We are facing “an end to modern medicine as we know it” if current trends continue. That’s the diagnosis of World Health Organization Director General Margaret Chan. “Things as common as strep throat or a child’s scratched knee could once again kill,” she warned in March in a speech in Denmark.
Why the crisis? The world is quickly running out of antibiotics. Bacteria resistant to nearly all known antibiotics are multiplying. Few new antibiotics seem forthcoming. “In terms of new replacement antibiotics, the pipeline is virtually dry,” warned Dr. Chan. “The cupboard is nearly bare.”
Some of these antibiotic-resistant diseases kill half of all people they infect.
How did we reach this point?
Eighty percent of American antibiotics are used not to treat humans, but farm animals. Why? Antibiotics encourage animals to grow faster, and they suppress diseases.
In mass-scale industrial food production, animals are commonly fed the wrong food and crammed into unsanitary living conditions, so they get sick easily. Recognizing this problem, farmers and meat-packers, rather than addressing the cause and improving the conditions, simply dose their animals with antibiotics.
Scientists have warned for decades that this practice—a constant low dose of antibiotics in a large number of animals—creates exactly the environment you would need if you were deliberately trying to breed antibiotic-resistant superbugs.
Last year, the Arizona-based Translational Genomics Research Institute tested 136 samples of meat from 26 grocery shops and found high levels of Staphylococcus aureus. Ninety-six percent of the staph bacteria was resistant to at least one type of antibiotic. Fifty-two percent of it was resistant to at least three types.
“This is one more reason to be very careful when you’re handling raw meat and poultry in the kitchen,” warned the head researcher on the study, Dr. Lance Price. “You can cook away these bacteria. But the problem is when you bring in that raw product, you almost inevitably contaminate your kitchen with these bacteria.”
The Food and Drug Administration has acknowledged that routinely feeding antibiotics to animals is dangerous, but it has done little to change the practice. In March, a U.S. district court judge ordered the fda to do more. But if the fda restricts or bans the use of antibiotics to stimulate growth (like the European Union already has), the food industry still has to find a way to prevent disease.
“The media’s coverage of the decision has focused on the use of antibiotics for growth promotion,” writes the Atlantic. “While ending these uses would be an important step, it would not be sufficient to end the misuse of antibiotics in industrial food animal production. As long as low doses of antibiotics may be continuously fed to food animals to prevent disease, the industrial operations that produce the majority of food animals in this country will continue to serve as giant incubators for antibiotic-resistant bacteria” (March 30).
But that’s a problem we refuse to confront. The quick fix is far too easy.
Sadly, we often take the same approach in our own lives: We ignore the cause and pop the pill—because it’s easier.

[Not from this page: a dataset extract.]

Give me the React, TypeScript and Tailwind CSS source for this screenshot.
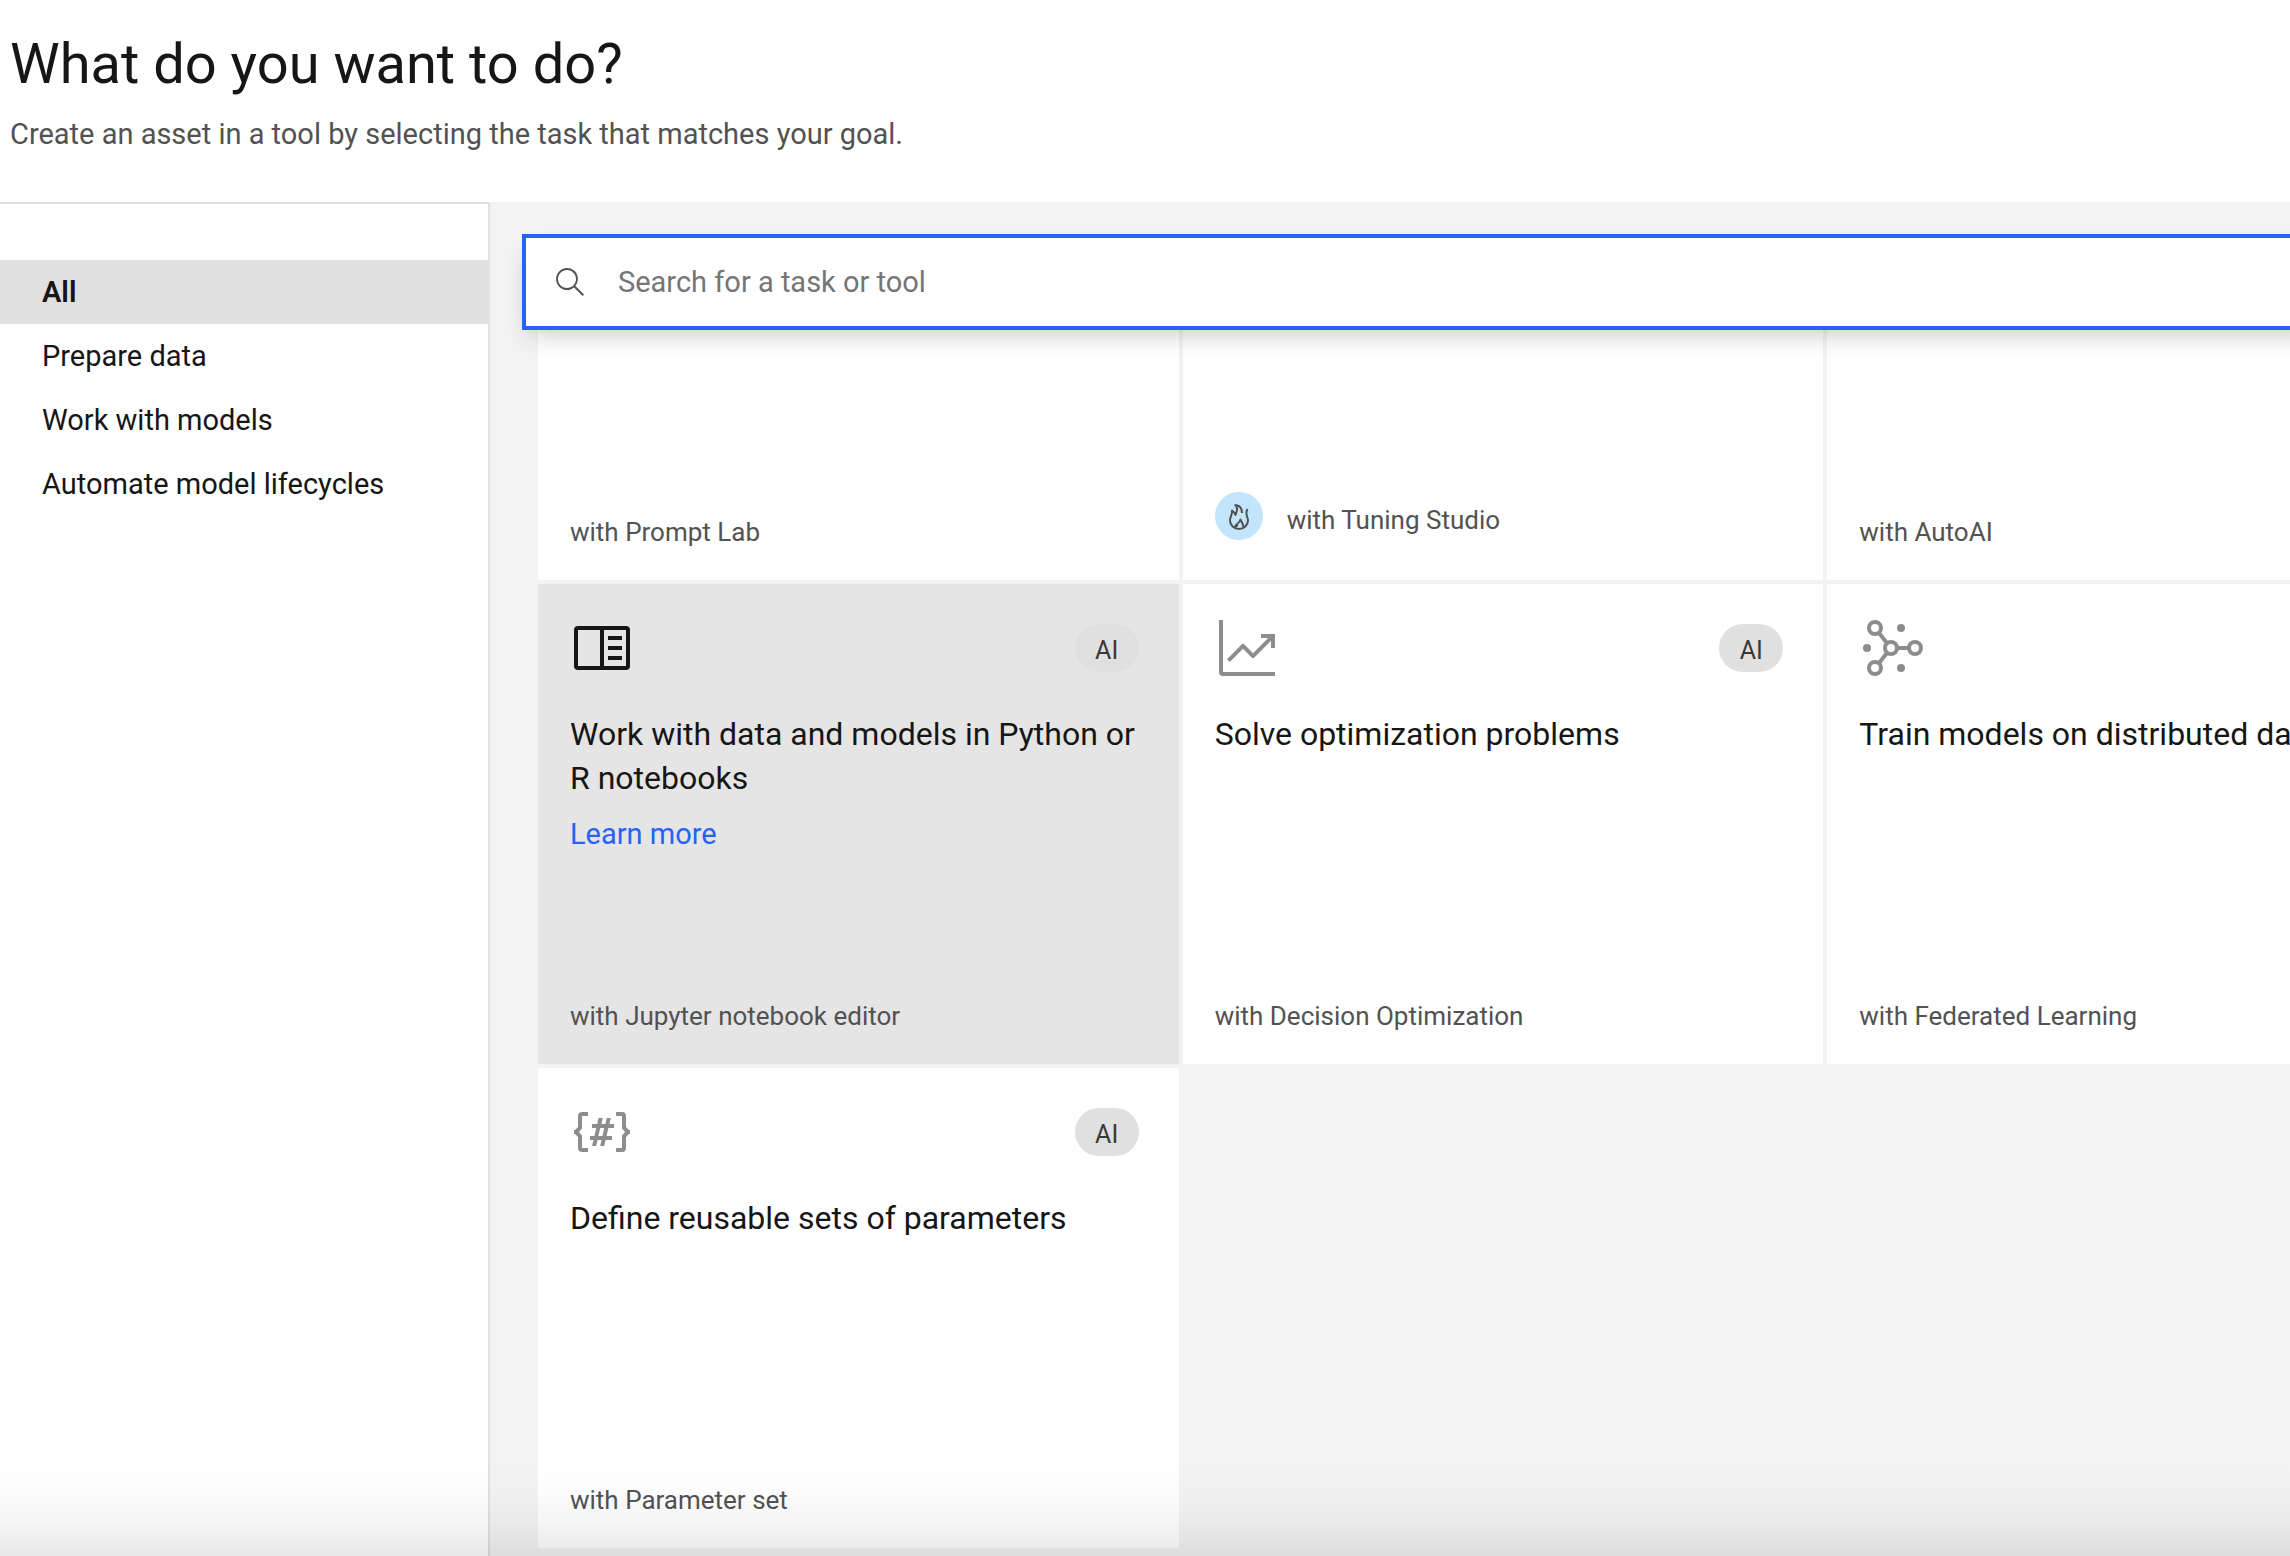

Prof. Sarah Harper, director of the Oxford Institute of Population Aging, warned in March that she saw a future where drugs tackled the symptoms and the original problem was left untouched. That future, in fact, is already here.
Professor Harper contrasted the way governments confront smoking with the way they address obesity—two “lifestyle epidemics.” Smoking-related deaths have fallen as public health initiatives persuade people to stop smoking, dealing with the cause. Deaths related to obesity also appear to be falling, yet obesity rates are rising. Why? In this case, rather than making lifestyle changes, many people are treating obesity with drugs.
“[W]e’re moving to a culture where rather than having healthy lifestyles, we actually can, if you like, pop a pill,” she said. “We have to ask if we wish our future to be one where individuals at increasingly younger ages pop pills rather than eat healthily, stop smoking, reduce alcohol, and take up exercise.”
More and more, the answer seems to be yes. It’s so much easier to take a pill than to change your life. But this refusal to confront the causes of the problem takes its toll.
Fixing the Cause
The fact is, there is no such thing as a quick fix. You may be able to ignore the problem and cover up one symptom with drugs—for a time. But just listen to the end of the television commercial for all the nasty side effects along the way. Then realize that using these drugs is actually breeding sicknesses that can withstand them.
The real solution is always to correct the cause of the problem. To survive, smokers have to stop smoking. To get rid of sickness, we have to keep health laws like nutritious diet, cleanliness and hygiene, sunshine and fresh air, exercise, plenty of rest, avoiding injury, and keeping a positive mental attitude. Addressing the cause of sickness and disease is no quick fix—but it has no side effects!